Griffin PD receives CALEA re-accreditation


The Griffin Police Department has received its fifth certification from the Commission on Accreditation for Law Enforcement Agencies Inc. (CALEA).

According to a press release issued by the Griffin Police Department, the accreditation was given to the agency due to the dedication to the program and under the direction and guidance of Chief Mike Yates.

This fifth accreditation was received during the fall CALEA conference Nov. 16, in Covington, Ky.

CALEA was created in 1979 as a credentialing authority through the joint efforts of major law enforcement executive associations – International Association Chiefs of Police (IACP), National Organization of Black Law Enforcement Executives (NOBLE), National Sheriff’s Association (NSA) and Police Executive Research Forum (PERF).

CALEA’s primary purpose is to improve the delivery of public safety services by maintaining a comprehensive body of law enforcement standards, establishing and administering an accreditation process and recognizing professional excellence.

Of 18,000, less than 800 are CALEA accredited.
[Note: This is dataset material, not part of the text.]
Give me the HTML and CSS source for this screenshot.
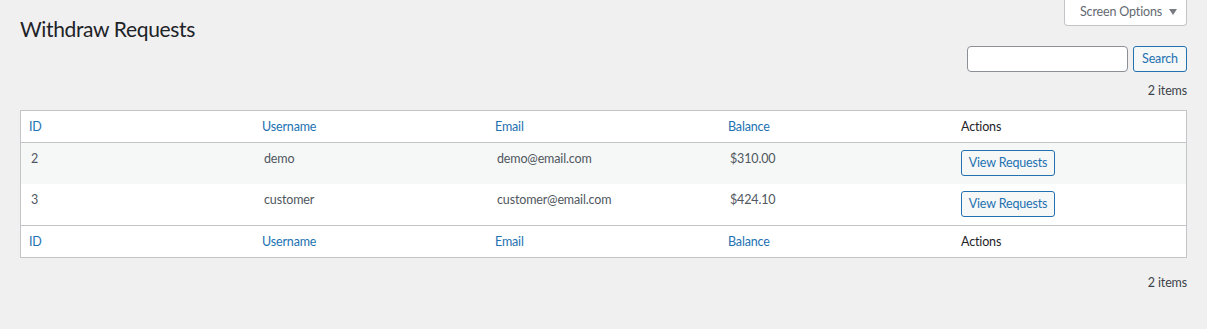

“CALEA accreditation requires an agency to develop a comprehensive, well-thought out, uniform set of written directives. This is one of the most successful methods for reaching administrative and operational goals, while also providing direction to personnel and provides the necessary reports and analysis to the CEO to make fact-based, informed management decisions,” the press release stated. “The accreditation strengthens the agency’s accountability, both within the agency and the community, through a continuum of standards that clearly defines authority, performance, and responsibilities. The CALEA process for agencies is a four (4) year commitment. Agencies must apply to the Commission to be considered. During the first three years, the agency files are reviewed through a web-based site by compliance service members (CSM’s) of CALEA. The agency has to provide proofs for 484 applicable standards tracking the department’s performance.”

Accreditation requires the department’s accreditation manager to provide consistent re-accreditation maintenance on those standards throughout the four-year process. The department must also have a reliable system for ensuring that periodic reports, analysis, reviews and other activities mandated by CALEA are accomplished during the re-accreditation standards period. Those activities are the focal point of the re-accreditation assessment, officials said.

The GPD in July prepared for the on-site CALEA assessment.

Assessors spent four days at the GPD reviewing files, speaking with citizens, riding with officers, observing static display, conducting a tour of the entire department, interviewing staff including both sworn and non-sworn employees, visiting the Spalding 911 Center and observing shift briefings.

When the on-site assessment was completed, CALEA assessors reported to the commission. In the extensive report, the assessors recommended that the GPD is in compliance and requested the department receive its re-accreditation award as an example of the agency’s commitment to the CALEA standard of excellence.

“The Griffin Police Department would not be able to achieve such a prestigious award were it not for the dedication and effort of Accreditation Manager Linda Lash supported by all 80 sworn and 12 non-sworn personnel, who provide the outstanding professional service to the community each and every day,” Yates said.